My country has just released the new IDN rules for our top level domains. Now preople are buying these domains alot and they are parking them or hosting them at our company.

I've read all the topics regarding IDN on this forum and there is alot of talk about supporting it but it is never said when it will be implemented. That is why i am creating a new Thread.

The problem is that people have to enter for example xn--port-f6a.com (Punycode) instad of šport.com. Yes i know, in the end if you do enter šport.com it the page does show up but it changes the domain name in the browser address bar to the punycode - very anoying.

So I see that you support umlauts such as hörstel.com but not other special characthers like slovakian, croatian, greek, hebrev?

I would like to know if there is a solution to this, or if there is something in plan for future releases? Or if there are anykinds of workarounds to this?

Thank you very much,

We love directadmin btw. its perfect.

It's really painfull trying to
 
I'm also interested in knowing if there has been any progress in the development of a solution for IDNs. Argentina's NIC (Nic.Ar) launched IDNs some years ago (the implementation was finished in 2009) and we're currently have many clients who use them.

What we usually do is to let them create their domains with the special characters (á, é, í, ó, ú, ñ, etc.) and then create a domain pointer with the punycode. Then, since we use an external DNS, we don't have much trouble there.

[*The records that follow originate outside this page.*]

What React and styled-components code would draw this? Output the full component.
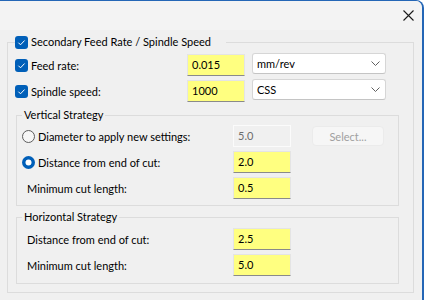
import React from 'react';
import styled, { createGlobalStyle } from 'styled-components';

const GlobalStyle = createGlobalStyle`
  html, body {
    margin: 0;
    padding: 0;
    background: #ffffff;
  }
  body {
    font-family: Lato, "Liberation Sans", Arial, sans-serif;
    font-size: 11px;
    color: #000;
  }
`;

const Window = styled.div`
  width: 424px;
  height: 300px;
  box-sizing: border-box;
  background: #f0f0f0;
  border-top: 1px solid #2466b6;
  border-right: 2px solid #2466b6;
  border-top-right-radius: 8px;
  overflow: hidden;
  display: flex;
  flex-direction: column;
`;

const TitleBar = styled.div`
  height: 29px;
  flex: none;
  background: #f3f3f3;
  display: flex;
  justify-content: flex-end;
  align-items: center;
  padding-right: 8px;
`;

const Body = styled.div`
  flex: 1;
  padding: 4px 0 0 7px;
`;

const Group = styled.fieldset`
  margin: ${({ top }) => top || 0}px 0 0 0;
  width: ${({ width }) => width}px;
  box-sizing: border-box;
  border: 1px solid #dcdcdc;
  padding: 0 ${({ padRight }) => padRight || 0}px ${({ padBottom }) => padBottom}px ${({ padLeft }) => padLeft || 0}px;
  min-inline-size: 0;
`;

const Legend = styled.legend`
  display: flex;
  align-items: center;
  gap: 3px;
  height: 16px;
  margin-left: ${({ offset }) => offset}px;
  padding: 0 ${({ padRight }) => padRight}px 0 ${({ padLeft }) => padLeft || 0}px;
  line-height: 16px;
  color: #000;
`;

const Rows = styled.div`
  display: flex;
  flex-direction: column;
  gap: 4px;
  margin-top: ${({ top }) => top}px;
  margin-left: ${({ shift }) => shift || 0}px;
`;

const Row = styled.div`
  display: grid;
  grid-template-columns: ${({ labelWidth }) => labelWidth}px 58px auto;
  align-items: center;
  height: 22px;
`;

const Label = styled.div`
  display: flex;
  align-items: center;
  gap: ${({ gap }) => (gap != null ? gap : 3)}px;
  padding-left: ${({ indent }) => indent || 0}px;
  white-space: nowrap;
`;

const Field = styled.div`
  height: 22px;
  box-sizing: border-box;
  background: ${({ disabled }) => (disabled ? '#f0f0f0' : '#ffff80')};
  border: 1px solid ${({ disabled }) => (disabled ? '#fbfbfb' : '#e4e4e4')};
  border-bottom: 1px solid ${({ disabled }) => (disabled ? '#fbfbfb' : '#8a8a8a')};
  padding-left: 4px;
  line-height: 19px;
  color: ${({ disabled }) => (disabled ? '#6d6d6d' : '#000')};
`;

const Select = styled.div`
  width: 134px;
  height: 21px;
  margin-left: 7px;
  box-sizing: border-box;
  background: #fff;
  border: 1px solid #d6d6d6;
  border-bottom-color: #c4c4c4;
  border-radius: 3px;
  display: flex;
  align-items: center;
  justify-content: space-between;
  padding: 0 5px 0 4px;
  align-self: start;
  margin-top: -1px;
`;

const Button = styled.div`
  width: 72px;
  height: 20px;
  margin-left: 21px;
  box-sizing: border-box;
  background: #f6f6f6;
  border: 1px solid #ebebeb;
  border-radius: 4px;
  color: #a0a0a0;
  display: flex;
  align-items: center;
  justify-content: center;
`;

const Check = () => (
  <svg width="13" height="13" viewBox="0 0 13 13" style={{ flex: 'none', marginTop: 1 }}>
    <rect x="0" y="0" width="13" height="13" rx="3" fill="#005fb8" />
    <path d="M3.4 6.7 L5.5 8.8 L9.6 4.5" fill="none" stroke="#fff" strokeWidth="1" />
  </svg>
);

const Radio = ({ checked }) => (
  <svg width="13" height="13" viewBox="0 0 13 13" style={{ flex: 'none' }}>
    {checked ? (
      <>
        <circle cx="6.5" cy="6.5" r="6.5" fill="#005fb8" />
        <circle cx="6.5" cy="6.5" r="3" fill="#fff" />
      </>
    ) : (
      <circle cx="6.5" cy="6.5" r="6" fill="#f6f6f6" stroke="#5c5c5c" strokeWidth="1" />
    )}
  </svg>
);

const Chevron = () => (
  <svg width="9" height="5" viewBox="0 0 9 5">
    <path d="M0.5 0.5 L4.5 4.5 L8.5 0.5" fill="none" stroke="#606060" strokeWidth="1" />
  </svg>
);

const Close = () => (
  <svg width="11" height="11" viewBox="0 0 11 11">
    <path d="M0.5 0.5 L10.5 10.5 M10.5 0.5 L0.5 10.5" stroke="#1a1a1a" strokeWidth="1.1" />
  </svg>
);

export default function App() {
  return (
    <>
      <GlobalStyle />
      <Window>
        <TitleBar>
          <Close />
        </TitleBar>
        <Body>
          <Group width={407} padLeft={8} padRight={14} padBottom={8}>
            <Legend offset={-1} padRight={15}>
              <Check />
              Secondary Feed Rate / Spindle Speed
            </Legend>
            <Rows top={4} shift={-1}>
              <Row labelWidth={172}>
                <Label>
                  <Check />
                  Feed rate:
                </Label>
                <Field>0.015</Field>
                <Select>
                  mm/rev
                  <Chevron />
                </Select>
              </Row>
              <Row labelWidth={172}>
                <Label>
                  <Check />
                  Spindle speed:
                </Label>
                <Field>1000</Field>
                <Select>
                  CSS
                  <Chevron />
                </Select>
              </Row>
            </Rows>

            <Group width={383} top={5} padBottom={6}>
              <Legend offset={5} padLeft={2} padRight={2}>
                Vertical Strategy
              </Legend>
              <Rows top={2}>
                <Row labelWidth={216}>
                  <Label indent={5} gap={3}>
                    <Radio />
                    Diameter to apply new settings:
                  </Label>
                  <Field disabled>5.0</Field>
                  <Button>Select...</Button>
                </Row>
                <Row labelWidth={216}>
                  <Label indent={5} gap={3}>
                    <Radio checked />
                    Distance from end of cut:
                  </Label>
                  <Field>2.0</Field>
                </Row>
                <Row labelWidth={216}>
                  <Label indent={10}>Minimum cut length:</Label>
                  <Field>0.5</Field>
                </Row>
              </Rows>
            </Group>

            <Group width={383} top={3} padBottom={7}>
              <Legend offset={5} padLeft={2} padRight={2}>
                Horizontal Strategy
              </Legend>
              <Rows top={3}>
                <Row labelWidth={216}>
                  <Label indent={10}>Distance from end of cut:</Label>
                  <Field>2.5</Field>
                </Row>
                <Row labelWidth={216}>
                  <Label indent={10}>Minimum cut length:</Label>
                  <Field>5.0</Field>
                </Row>
              </Rows>
            </Group>
          </Group>
        </Body>
      </Window>
    </>
  );
}
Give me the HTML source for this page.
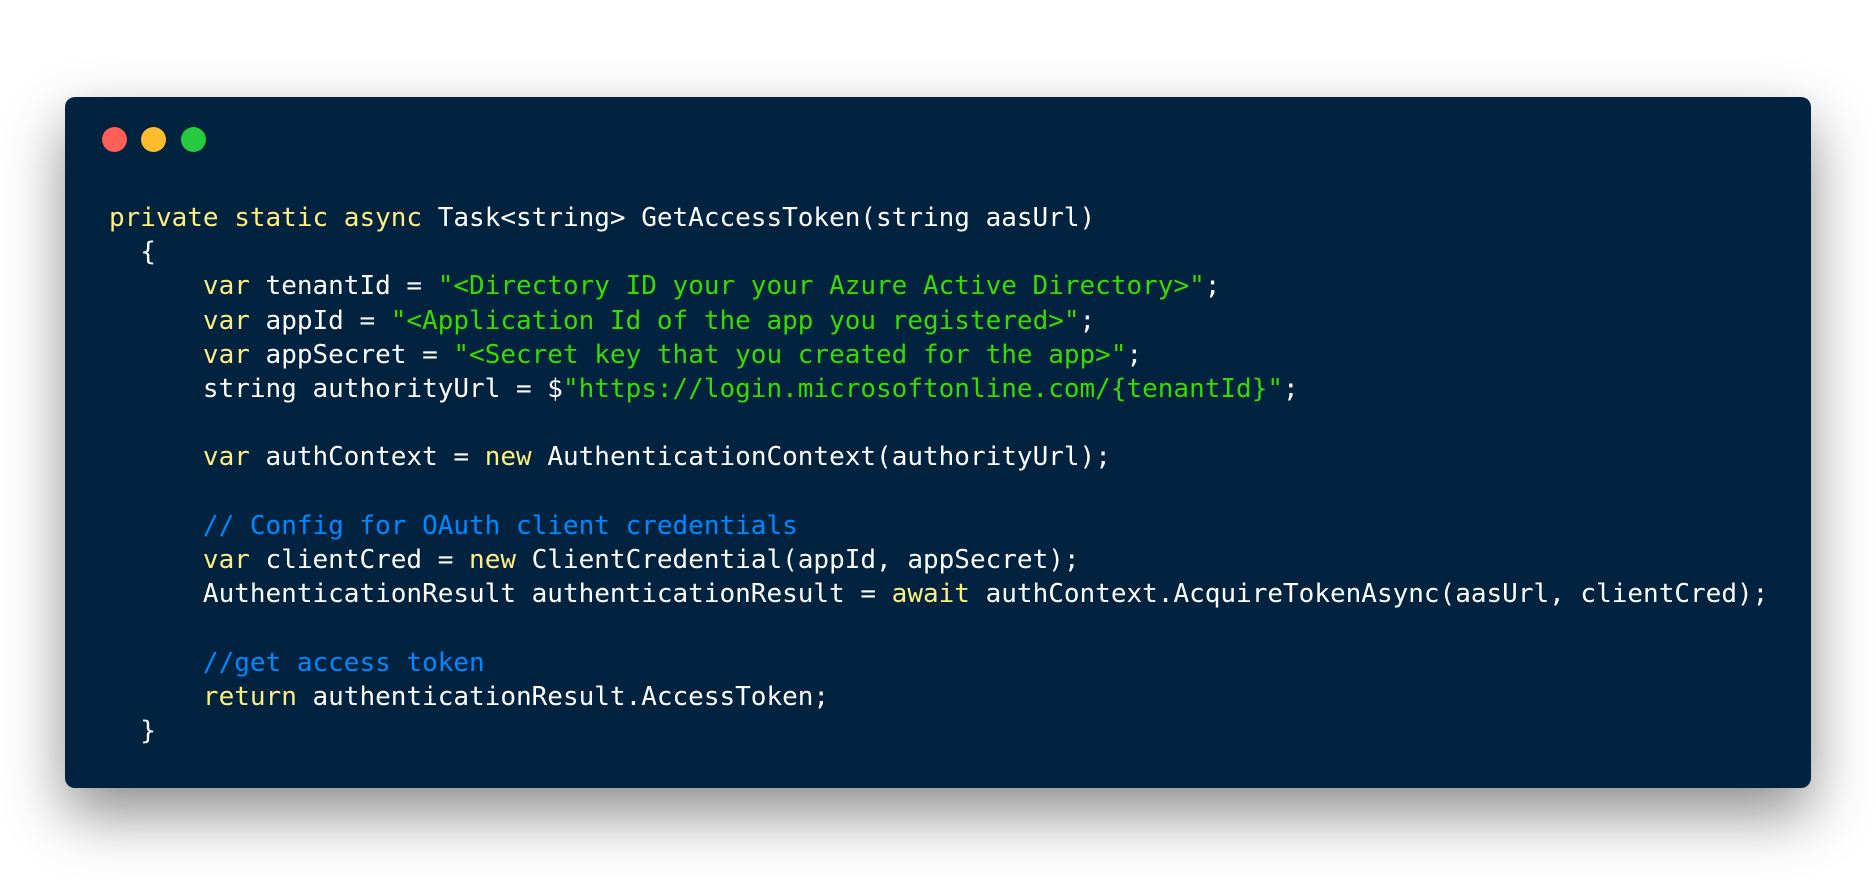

However there are some problems that are sometimes annoying. On servers where we have IDNs, Bind doesn't work (it doesn't start complaining about "bad name"s). This isn't critical since we use an external DNS, but it's annoying to receive Directadmin's notice that named service is down (can this be disabled?).

Another thing I saw yesterday was that a client had two folders for the same domain, with the "ñ" character encoded differently. I think this might have happened because of some problem with his FTP client, but the result was that he had all his web files in one folder and Apache was looking at the other one. Moreover, this encoding stuff is hard to deal with from the command line, so I had to move around the folders to get it working at last.

I'm really looking forward for a solution on this matter and would be glad to help if I can in any way to speed this up.

Thanks!
 
For now current version of bind does not support national characters. Correct me if I'm wrong.

Thus you can build in JavaScript or PHP encoder.